Franklin Reed, director inclusion and diversity at TekSystems, agrees.
“It’s got to be important enough to executive leadership to measure parameters, goals and resources, and [to] demonstrate commitment and willingness to do things differently than they’ve been doing it.”
Next is engagement. Many companies task HR, marketing or operations with the diversity and inclusion role; however, diversity and inclusion are an art and a science that’s a little bit of culture change, a bit of organizational behavior, a bit of diversity compliance, and a bit of legal. A serious diversity and inclusion program is best suited to a professional with the skills, credentials and experience.
It takes a varied approach to move the needle on diversity and inclusion; there are fundamentals to follow, but there’s no silver bullet. It’s difficult — so it’s critical to get it right the first time.
“Diversity and inclusion conversations often bump up against personal values, and if it doesn’t land appropriately, it’s hard to get back to the table,” said Jimerson.
This is where having a practitioner can make or break a diversity and inclusion effort. Getting funding to support these types of efforts is also a must.
It’s quite common that companies try to draw a straight line between an HR practice and the bottom line. That’s even tougher to do for diversity and inclusion and it’s easy for people to hide behind analytics.
“Because the work is hard and its expensive, it’s often the first thing cut when business decisions need to be made about funding,” said Jimerson.
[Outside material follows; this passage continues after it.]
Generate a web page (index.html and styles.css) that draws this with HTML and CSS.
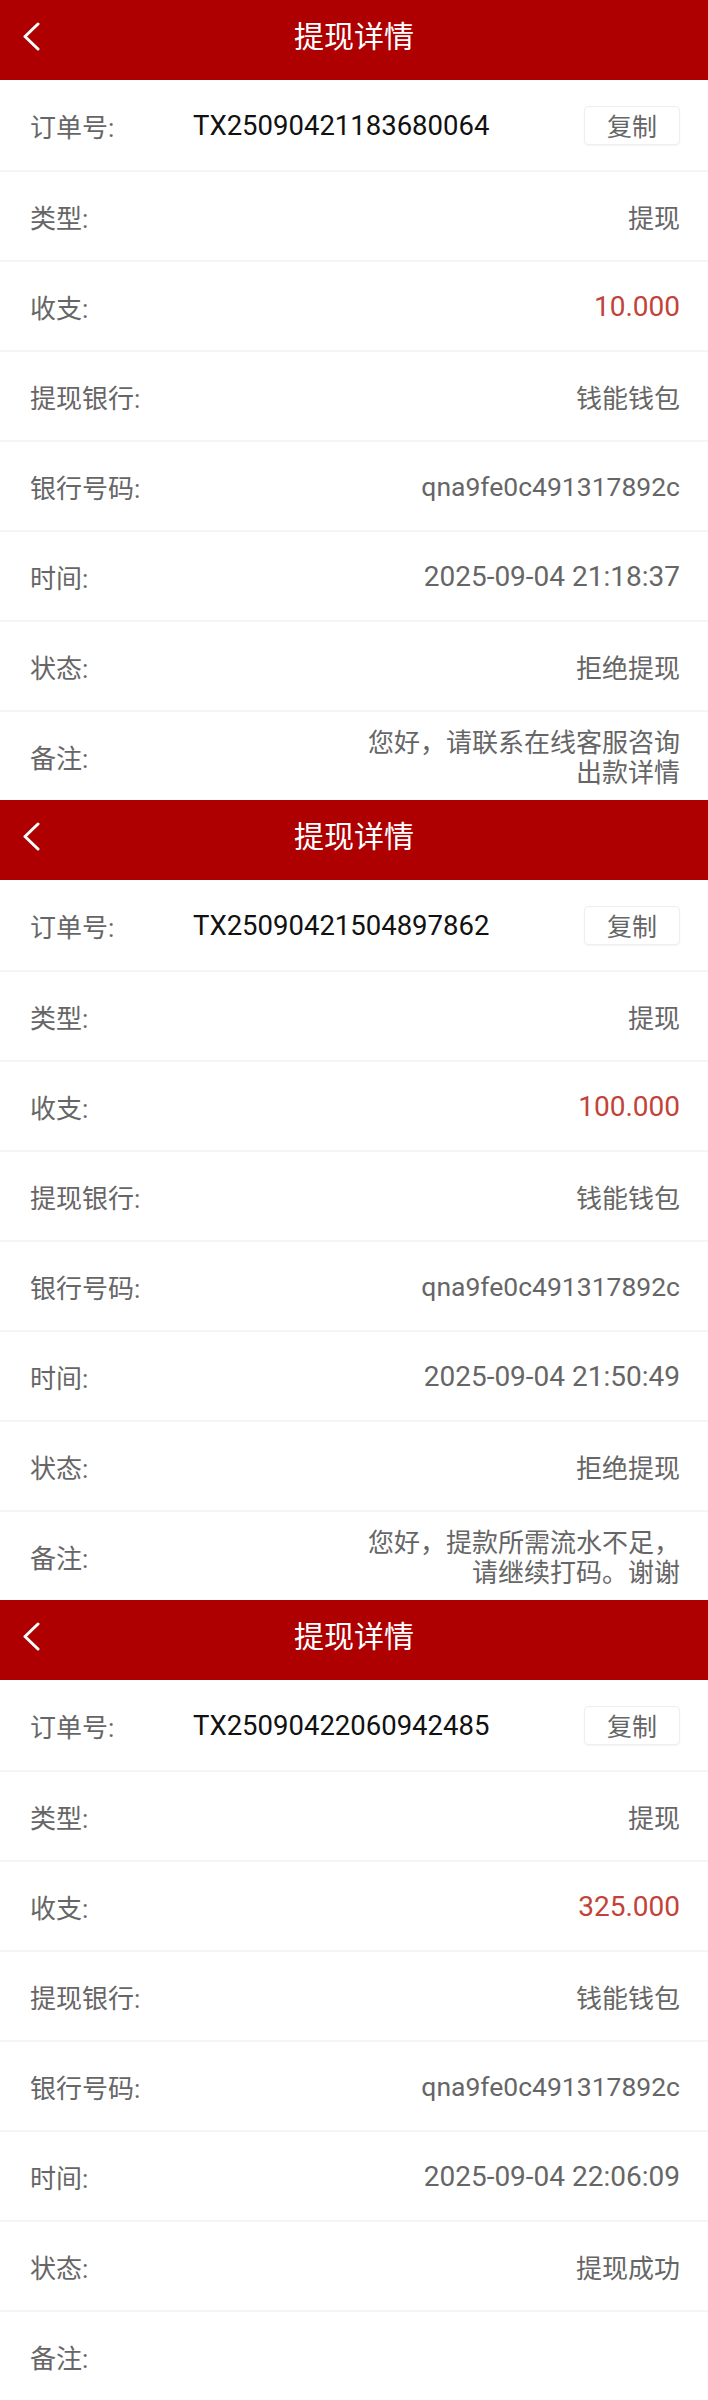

Other challenges that organizations can expect when working a diversity and inclusion program is that recruiting staff might take longer and be more expensive, making HR nervous — and making it a hard sell. With diversity and inclusion efforts seen across companies and industries, diverse talent might also be more expensive.
Finally, a big hurdle and unintended outcome that many companies face when rolling out a targeted diversity and inclusion program is that people feel excluded. Here, experts say, it’s important to have the language and be prepared to explain why the company is doing what it’s doing.
“Educate the entire organization and require input from everyone, not just leaders,” said Reed.
The case studies for diversity and inclusion are clear. Reed points out that more diverse teams are more likely to provide solutions that address the multiple needs of the customer. Businesses with more diverse teams are also better able to attract more diverse talent — and be more innovative. And, diverse teams also outperform their peers.
“At the end of the day, it has everything to do with your company’s ability to meet the needs of your customers, which means that you’re meeting your business objectives,” said Reed.